[START]

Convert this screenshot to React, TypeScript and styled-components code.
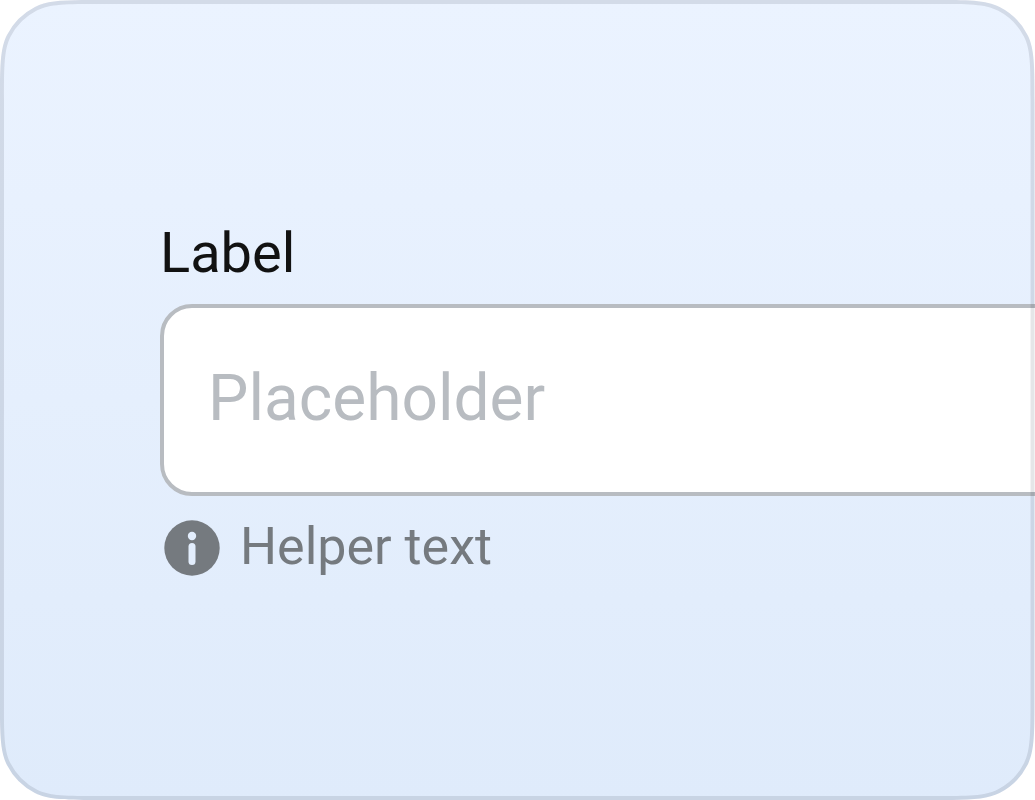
import React from 'react'
import styled, { createGlobalStyle } from 'styled-components'

const GlobalStyle = createGlobalStyle`
  *, *::before, *::after {
    box-sizing: border-box;
  }
  body {
    margin: 0;
    background: #ffffff;
    font-family: Roboto, 'Liberation Sans', sans-serif;
    overflow: hidden;
  }
`

// closed rounded rect with smoothed corners, s is the corner radius
const smoothRect = (x: number, y: number, w: number, h: number, s: number) => {
  const p = 1.6 * s
  const a = 0.561 * s
  const ab = 0.841 * s
  const abc = 1.055 * s
  const bc = 0.494 * s
  const c = 0.214 * s
  const d = 0.109 * s
  const k = 0.437 * s
  return [
    `M${x + w - p} ${y}`,
    `c${a} 0 ${ab} 0 ${abc} ${d} a${s} ${s} 0 0 1 ${k} ${k} c${d} ${c} ${d} ${bc} ${d} ${abc}`,
    `L${x + w} ${y + h - p}`,
    `c0 ${a} 0 ${ab} ${-d} ${abc} a${s} ${s} 0 0 1 ${-k} ${k} c${-c} ${d} ${-bc} ${d} ${-abc} ${d}`,
    `L${x + p} ${y + h}`,
    `c${-a} 0 ${-ab} 0 ${-abc} ${-d} a${s} ${s} 0 0 1 ${-k} ${-k} c${-d} ${-c} ${-d} ${-bc} ${-d} ${-abc}`,
    `L${x} ${y + p}`,
    `c0 ${-a} 0 ${-ab} ${d} ${-abc} a${s} ${s} 0 0 1 ${k} ${-k} c${c} ${-d} ${bc} ${-d} ${abc} ${-d}`,
    'Z',
  ].join(' ')
}

const outerShape = smoothRect(0, 0, 1034.5, 800, 64)
const innerShape = smoothRect(4, 4, 1026.5, 792, 60)

const Card = styled.main`
  position: relative;
  width: 1035px;
  height: 800px;
  padding: 220px 0 0 160px;
  overflow: hidden;

  &::before {
    content: '';
    position: absolute;
    inset: 0;
    z-index: -1;
    background: linear-gradient(180deg, #ebf3ff 0%, #e5effd 50%, #dfebfb 100%);
    clip-path: path('${outerShape}');
  }

  &::after {
    content: '';
    position: absolute;
    inset: 0;
    background: rgba(0, 8, 32, 0.1);
    clip-path: path(evenodd, '${outerShape} ${innerShape}');
    pointer-events: none;
  }
`

const Field = styled.div`
  display: flex;
  flex-direction: column;
  width: 1120px;
`

const Label = styled.label`
  height: 84px;
  padding-top: 1px;
  font-size: 56px;
  line-height: 64px;
  color: #121212;
`

const Input = styled.input`
  height: 192px;
  padding: 0 44px 4px;
  border: 4px solid #b8bcc1;
  border-radius: 32px;
  background: #ffffff;
  font-family: inherit;
  font-size: 64px;
  outline: none;

  &::placeholder {
    color: #b8bcc1;
    opacity: 1;
  }
`

const Helper = styled.div`
  display: flex;
  align-items: center;
  gap: 20px;
  height: 64px;
  margin-top: 20px;
  padding-left: 4px;
  color: #757a7f;
`

const HelperText = styled.span`
  padding-bottom: 2px;
  font-size: 52px;
  line-height: 62px;
`

const HelperIcon = styled.svg`
  flex: none;
  width: 56px;
  height: 56px;
`

const InfoIcon = () => (
  <HelperIcon viewBox='0 0 56 56' aria-hidden='true'>
    <circle cx='28' cy='28' r='27.7' fill='currentColor' />
    <circle cx='28' cy='16' r='4.2' fill='#e3eefd' />
    <rect x='24.5' y='23' width='7' height='22' rx='3.5' fill='#e3eefd' />
  </HelperIcon>
)

export default function App() {
  return (
    <>
      <GlobalStyle />
      <Card>
        <Field>
          <Label htmlFor='field'>Label</Label>
          <Input id='field' type='text' placeholder='Placeholder' />
          <Helper>
            <InfoIcon />
            <HelperText>Helper text</HelperText>
          </Helper>
        </Field>
      </Card>
    </>
  )
}
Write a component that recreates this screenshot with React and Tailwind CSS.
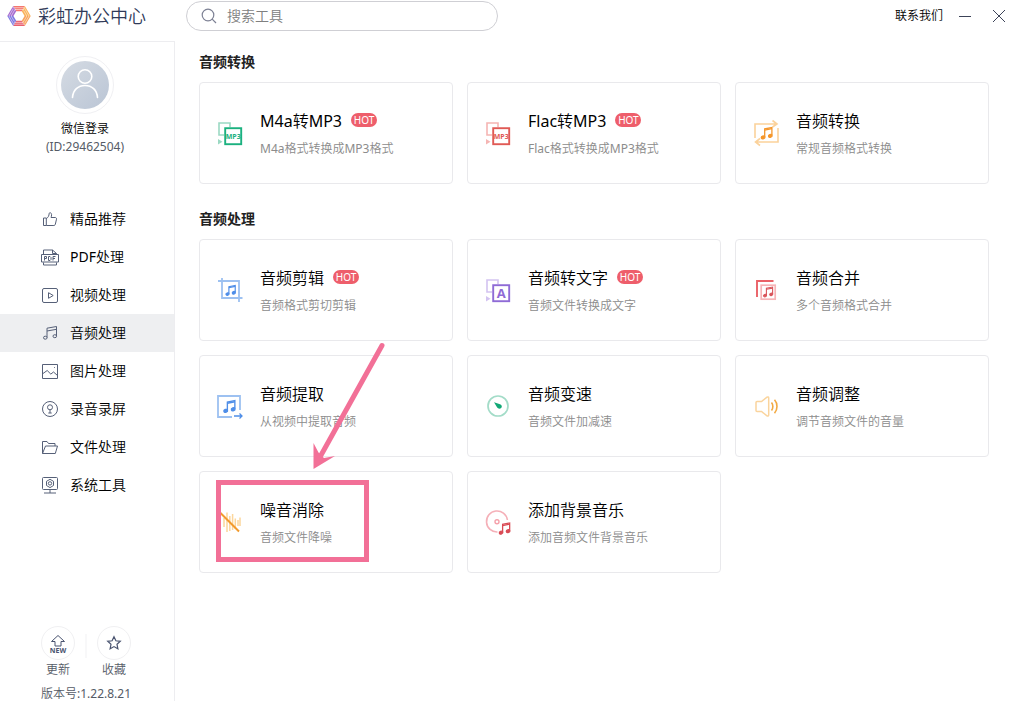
import { useState } from 'react';
import clsx from 'clsx';

// Beamed pair of notes, drawn in a 12 x 13 box and scaled into place
function Note({ x, y, scale = 1, color }) {
  return (
    <g transform={`translate(${x} ${y}) scale(${scale})`} fill="none" stroke={color} strokeWidth="1.3">
      <path d="M4.2 10.6V2.4L11.4 1v8" />
      <path d="M4.2 3.6l7.2-1.4" />
      <ellipse cx="2.6" cy="10.9" rx="1.8" ry="1.4" fill={color} transform="rotate(-20 2.6 10.9)" />
      <ellipse cx="9.8" cy="9.4" rx="1.8" ry="1.4" fill={color} transform="rotate(-20 9.8 9.4)" />
    </g>
  );
}

function ToolSvg({ children }) {
  return (
    <svg width="28" height="28" viewBox="0 0 28 28" fill="none" className="shrink-0" aria-hidden="true">
      {children}
    </svg>
  );
}

function ConvertIcon({ light, dark, label }) {
  const big = label.length === 1;
  return (
    <ToolSvg>
      <path d="M8 16H3V4h11v4" stroke={light} strokeWidth="1.6" />
      <path d="M2 20l4.5 2.7L2 25.4z" fill={light} />
      <rect x="9.2" y="9.2" width="16" height="16" fill="#fff" stroke={dark} strokeWidth="1.9" />
      <text
        x="17.2"
        y={big ? 22 : 20}
        textAnchor="middle"
        fill={dark}
        fontSize={big ? 13 : 7}
        fontWeight="700"
        fontFamily="Open Sans, Noto Sans, sans-serif"
      >
        {label}
      </text>
    </ToolSvg>
  );
}

const FormatIcon = () => (
  <ToolSvg>
    <g stroke="#fbd29b" strokeWidth="1.6">
      <path d="M3 19V5h22M20.5 1.5L25 5l-4.5 3" />
      <path d="M26 9v14H3.5M8 19.5L3.5 23 8 26.5" />
    </g>
    <Note x={8.5} y={7.5} color="#f5972c" />
  </ToolSvg>
);

const TrimIcon = () => (
  <ToolSvg>
    <path d="M6 2v20h20.5M2 5h21v21" stroke="#9dc1f1" strokeWidth="1.8" />
    <Note x={9.2} y={8.5} scale={0.88} color="#4f8ee8" />
  </ToolSvg>
);

const ExtractIcon = () => (
  <ToolSvg>
    <path d="M16 25H2V4h22v14" stroke="#9dc1f1" strokeWidth="1.8" />
    <path d="M18 24h8M23.5 21.5L26 24l-2.5 2.5" stroke="#4f8ee8" strokeWidth="1.3" />
    <Note x={7} y={7.5} scale={1.04} color="#4f8ee8" />
  </ToolSvg>
);

const SpeedIcon = () => (
  <ToolSvg>
    <circle cx="14" cy="14" r="10" stroke="#a3dcc8" strokeWidth="1.7" />
    <path d="M10 10.3l6 2c2.2.8 2.4 3 .9 4-1.4.9-3.2.3-3.9-1z" fill="#12a876" />
  </ToolSvg>
);

const MergeIcon = () => (
  <ToolSvg>
    <path d="M5 21V5h16.5" stroke="#ea6167" strokeWidth="1.9" />
    <rect x="9.2" y="9.2" width="14" height="14" stroke="#f7b4b7" strokeWidth="1.7" />
    <Note x={10.8} y={10.2} scale={0.86} color="#d9565c" />
  </ToolSvg>
);

const VolumeIcon = () => (
  <ToolSvg>
    <path
      d="M4 10.5c0-.6.4-1 1-1h4.5L15 5.2c.8-.6 1.7-.2 1.7.7v17.2c0 .9-.9 1.3-1.7.7l-5.5-4.3H5c-.6 0-1-.4-1-1z"
      stroke="#fad49d"
      strokeWidth="1.5"
    />
    <path d="M19.5 10.5c1.8 2.2 1.8 5.8 0 8M22.5 7.8c3.3 3.6 3.3 9.8 0 13.4" stroke="#f2a941" strokeWidth="1.6" />
  </ToolSvg>
);

const DenoiseIcon = () => (
  <ToolSvg>
    <path d="M8 10v9M11 4.5V24M13.8 8v15M16.6 6v16M19.3 10.5V21M22 12v6M24 9.5V18" stroke="#fcd69c" strokeWidth="1.5" />
    <path d="M4 4.5l19 19" stroke="#f29a2c" strokeWidth="1.9" />
  </ToolSvg>
);

const DiscIcon = () => (
  <ToolSvg>
    <path d="M13.5 24A10.5 10.5 0 1 1 23.4 12" stroke="#f5b0b8" strokeWidth="1.6" />
    <circle cx="13" cy="13.7" r="2" stroke="#f5a0aa" strokeWidth="1.4" />
    <Note x={14.5} y={14} scale={0.98} color="#d94b55" />
  </ToolSvg>
);

const SECTIONS = [
  {
    title: '音频转换',
    tools: [
      { name: 'M4a转MP3', desc: 'M4a格式转换成MP3格式', hot: true, icon: <ConvertIcon light="#9bd9c3" dark="#1bb17f" label="MP3" /> },
      { name: 'Flac转MP3', desc: 'Flac格式转换成MP3格式', hot: true, icon: <ConvertIcon light="#f5b5b3" dark="#e05a55" label="MP3" /> },
      { name: '音频转换', desc: '常规音频格式转换', icon: <FormatIcon /> },
    ],
  },
  {
    title: '音频处理',
    tools: [
      { name: '音频剪辑', desc: '音频格式剪切剪辑', hot: true, icon: <TrimIcon /> },
      { name: '音频转文字', desc: '音频文件转换成文字', hot: true, icon: <ConvertIcon light="#d3c3f1" dark="#8f6bd6" label="A" /> },
      { name: '音频合并', desc: '多个音频格式合并', icon: <MergeIcon /> },
      { name: '音频提取', desc: '从视频中提取音频', icon: <ExtractIcon /> },
      { name: '音频变速', desc: '音频文件加减速', icon: <SpeedIcon /> },
      { name: '音频调整', desc: '调节音频文件的音量', icon: <VolumeIcon /> },
      { name: '噪音消除', desc: '音频文件降噪', icon: <DenoiseIcon />, marked: true },
      { name: '添加背景音乐', desc: '添加音频文件背景音乐', icon: <DiscIcon /> },
    ],
  },
];

const NAV = [
  {
    label: '精品推荐',
    icon: <path d="M3.5 9h2.8v7.5H3.5zM6.3 9.5c2-1 2.7-2.7 2.9-5.2.1-.9 2.4-.9 2.4 1.4 0 1-.3 2-.6 2.8h4.2c1 0 1.5.8 1.3 1.7l-1.2 5.2c-.2.7-.7 1.1-1.4 1.1H6.3" />,
  },
  {
    label: 'PDF处理',
    icon: (
      <>
        <path d="M3.5 7V3h9l4 3.5V7M12.5 3v3.5h4M3.5 15.5V18h13v-2.5M1.5 7.5h17V15h-17z" />
        <path d="M4.5 13.5v-4h2v2h-2M8.5 9.5H10l1 1v2l-1 1H8.5zM13 13.5v-4h2.5M13 11.5h2" />
      </>
    ),
  },
  {
    label: '视频处理',
    icon: (
      <>
        <rect x="2.5" y="3.5" width="15" height="14" rx="1.5" />
        <path d="M8.5 7.7v5.6l4.7-2.8z" />
      </>
    ),
  },
  {
    label: '音频处理',
    icon: (
      <>
        <path d="M7 14.5V5.2l9.5-1.7V13M7 8l9.5-1.7" />
        <ellipse cx="5.3" cy="14.7" rx="1.8" ry="1.5" />
        <ellipse cx="14.8" cy="13.2" rx="1.8" ry="1.5" />
      </>
    ),
  },
  {
    label: '图片处理',
    icon: (
      <>
        <rect x="2.5" y="3.5" width="15" height="14" />
        <path d="M3 12.5l4.2-3 3.6 3.6 2.7-2.1 4 3.5M14 6.5h.8" />
      </>
    ),
  },
  {
    label: '录音录屏',
    icon: (
      <>
        <circle cx="10" cy="10" r="7.5" />
        <circle cx="10" cy="8.3" r="2.5" />
        <path d="M10 10.8V14M8.3 14h3.4" />
      </>
    ),
  },
  {
    label: '文件处理',
    icon: <path d="M2.5 16.5v-12H7l1.5 2H15V9M2.5 16.5l3-7.5h12l-2.2 7.5z" />,
  },
  {
    label: '系统工具',
    icon: (
      <>
        <rect x="2.5" y="2.5" width="15" height="12" rx="1" />
        <path d="M10 14.5V18M4 18h12M10 4.3l3.5 2v4.2L10 12.6l-3.5-2.1V6.3z" />
        <circle cx="10" cy="8.4" r="1.7" />
      </>
    ),
  },
];

function Logo() {
  return (
    <svg width="24" height="24" viewBox="0 0 24 24" fill="none" className="shrink-0" aria-hidden="true">
      <path d="M6.2 1.9h11.6l-3 5.3H9.2z" fill="#f4776f" />
      <path d="M17.8 1.9L23.7 12h-6.1l-2.8-4.8z" fill="#f9b25a" />
      <path d="M23.7 12l-5.9 10.1-3-5.3 2.8-4.8z" fill="#f7a35c" />
      <path d="M17.8 22.1H6.2l3-5.3h5.6z" fill="#e9606f" />
      <path d="M6.2 22.1L.3 12h6.1l2.8 4.8z" fill="#7f78e2" />
      <path d="M.3 12L6.2 1.9l3 5.3L6.4 12z" fill="#a56bd0" />
      <g stroke="#fff" strokeWidth=".5">
        <path d="M5.5 3.7h11M8 5.5h9M7 18.4h9M7.5 20.2h11" />
        <path d="M2 12l4.2-7.2M4.2 12l4.2-7.2M2 12l5.2 9M4.2 12l3.2 5.5" />
        <path d="M22 12l-5.2-9M19.8 12l-3.2-5.5M22 12l-4.2 7.2M19.8 12l-4.2 7.2" />
      </g>
    </svg>
  );
}

function ToolCard({ tool }) {
  return (
    <div className="relative">
      <button type="button" className="flex h-[102px] w-full items-center gap-4 rounded border border-[#e9e9ec] bg-white pl-4 text-left">
        {tool.icon}
        <span className="flex flex-col gap-1.5 pt-0.5">
          <span className="flex items-start gap-[9px] text-base leading-6 text-black">
            {tool.name}
            {tool.hot && (
              <span className="mt-1 flex h-3.5 w-[26px] items-center justify-center rounded-full bg-[#ee5e6b] text-[10px] leading-3 text-white">
                HOT
              </span>
            )}
          </span>
          <span className="text-xs leading-5 text-[#8c8c8c]">{tool.desc}</span>
        </span>
      </button>
      {tool.marked && <Marker />}
    </div>
  );
}

// Callout frame and arrow that sit on top of the cards
function Marker() {
  return (
    <>
      <div className="pointer-events-none absolute top-[9px] left-[17px] h-[82px] w-[153px] border-5 border-[#f27097]" />
      <svg
        className="pointer-events-none absolute -top-[129px] left-[113px]"
        width="74"
        height="130"
        viewBox="0 0 74 130"
        aria-hidden="true"
      >
        <path d="M70 3.5L8 115" stroke="#f27097" strokeWidth="5" strokeLinecap="round" />
        <path d="M1.5 101l5 9.5L12 116l11-2L1.5 127z" fill="#f27097" />
      </svg>
    </>
  );
}

function Sidebar({ active, onSelect }) {
  return (
    <aside className="flex flex-1 flex-col border-t border-r border-[#ededf0]">
      <div className="flex flex-col items-center pt-3.5 pr-1">
        <div className="flex size-[58px] items-center justify-center rounded-full border border-[#f0f0f3]">
          <svg width="48" height="48" viewBox="0 0 48 48" fill="none" aria-hidden="true">
            <defs>
              <linearGradient id="avatar" x1="0" y1="0" x2="1" y2="1">
                <stop offset="0" stopColor="#d5dbe3" />
                <stop offset="1" stopColor="#bac5d5" />
              </linearGradient>
            </defs>
            <circle cx="24" cy="24" r="24" fill="url(#avatar)" />
            <g stroke="#fff" strokeWidth="1.6" strokeLinecap="round">
              <circle cx="24" cy="15.5" r="6.8" />
              <path d="M11.5 36.5c.6-7.5 5.5-12 12.5-12s11.9 4.5 12.5 12" />
            </g>
          </svg>
        </div>
        <button type="button" className="mt-1.5 text-xs leading-[18px] text-black">微信登录</button>
        <span className="text-xs leading-[18px] text-[#555b66]">(ID:29462504)</span>
      </div>

      <nav className="mt-11 flex flex-col">
        {NAV.map(item => (
          <button
            key={item.label}
            type="button"
            onClick={() => onSelect(item.label)}
            className={clsx('flex h-[38px] items-center gap-2.5 pl-10 text-sm text-black', active === item.label && 'bg-[#eeeff1]')}
          >
            <svg width="20" height="20" viewBox="0 0 20 20" fill="none" stroke="#566078" strokeLinejoin="round" aria-hidden="true">
              {item.icon}
            </svg>
            {item.label}
          </button>
        ))}
      </nav>

      <div className="mt-auto flex flex-col items-center pr-0.5">
        <div className="flex items-start gap-2.5 text-xs leading-[18px] text-[#555b66]">
          <button type="button" className="flex flex-col items-center gap-px">
            <span className="flex size-[34px] items-center justify-center rounded-full border border-[#f0f0f2]">
              <svg width="20" height="20" viewBox="0 0 20 20" fill="none" stroke="#4a5470" aria-hidden="true">
                <path d="M10 2.5l6.5 6H13V13H7V8.5H3.5z" />
                <text x="10" y="19.5" textAnchor="middle" fill="#4a5470" stroke="none" fontSize="7" fontWeight="700">
                  NEW
                </text>
              </svg>
            </span>
            <span>更新</span>
          </button>
          <span className="mt-2 h-6 w-0.5 bg-[#f8f8f9]" />
          <button type="button" className="flex flex-col items-center gap-px">
            <span className="flex size-[34px] items-center justify-center rounded-full border border-[#f0f0f2]">
              <svg width="20" height="20" viewBox="0 0 20 20" fill="none" stroke="#4a5470" strokeWidth="1.2" aria-hidden="true">
                <path d="M10 3.7l1.9 4.1 4.4.5-3.3 3 .9 4.5-3.9-2.2-3.9 2.2.9-4.5-3.3-3 4.4-.5z" />
              </svg>
            </span>
            <span>收藏</span>
          </button>
        </div>
        <span className="mt-2 text-xs leading-[14px] text-[#555b66]">版本号:1.22.8.21</span>
      </div>
    </aside>
  );
}

export default function App() {
  const [active, setActive] = useState('音频处理');
  const [query, setQuery] = useState('');

  return (
    <div className="flex min-h-screen bg-white font-['Noto_Sans','Noto_Sans_CJK_SC_DemiLight','Noto_Sans_CJK_SC',sans-serif]">
      <div className="flex w-[175px] shrink-0 flex-col">
        <div className="mb-[9px] flex h-8 items-center gap-[7px] pl-[7px]">
          <Logo />
          <span className="text-lg leading-6 whitespace-nowrap text-[#2f3a58]">彩虹办公中心</span>
        </div>
        <Sidebar active={active} onSelect={setActive} />
      </div>

      <div className="flex min-w-0 flex-1 flex-col">
        <header className="flex h-8 items-center pr-3 pl-[11px]">
          <label className="flex h-[30px] w-[312px] items-center gap-2.5 rounded-full border border-[#cfcfd4] px-3.5">
            <svg width="16" height="16" viewBox="0 0 16 16" fill="none" stroke="#7d8194" strokeWidth="1.2" aria-hidden="true">
              <circle cx="7" cy="7" r="5.8" />
              <path d="M11.2 11.2L15 15" />
            </svg>
            <input
              type="text"
              value={query}
              onChange={e => setQuery(e.target.value)}
              placeholder="搜索工具"
              aria-label="搜索工具"
              className="min-w-0 flex-1 text-sm outline-none placeholder:text-[#808080]"
            />
          </label>
          <button type="button" className="mr-4 ml-auto text-xs leading-[18px] text-black">联系我们</button>
          <button type="button" aria-label="最小化" className="mr-[22px]">
            <svg width="12" height="12" viewBox="0 0 12 12" stroke="#3c4358">
              <path d="M0 6.5h12" />
            </svg>
          </button>
          <button type="button" aria-label="关闭">
            <svg width="12" height="12" viewBox="0 0 12 12" stroke="#3c4358">
              <path d="M0 0l12 12M12 0L0 12" />
            </svg>
          </button>
        </header>

        <main className="flex flex-col gap-[25px] pt-5 pr-7 pb-7 pl-6">
          {SECTIONS.map(section => (
            <section key={section.title}>
              <h2 className="mb-2.5 font-['Noto_Sans','Noto_Sans_CJK_SC',sans-serif] text-sm leading-5 font-bold text-[#222]">
                {section.title}
              </h2>
              <div className="grid grid-cols-3 gap-[14px]">
                {section.tools.map(tool => (
                  <ToolCard key={tool.name} tool={tool} />
                ))}
              </div>
            </section>
          ))}
        </main>
      </div>
    </div>
  );
}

[END]

» Work to be completed:
Exactly reproduce the stretch that starts at the line containing "Write a component" and ends at the line containing "import clsx from 'clsx';", both ends included; leave any pictures out.

» Problem solution:
Write a component that recreates this screenshot with React and Tailwind CSS.
import { useState } from 'react';
import clsx from 'clsx';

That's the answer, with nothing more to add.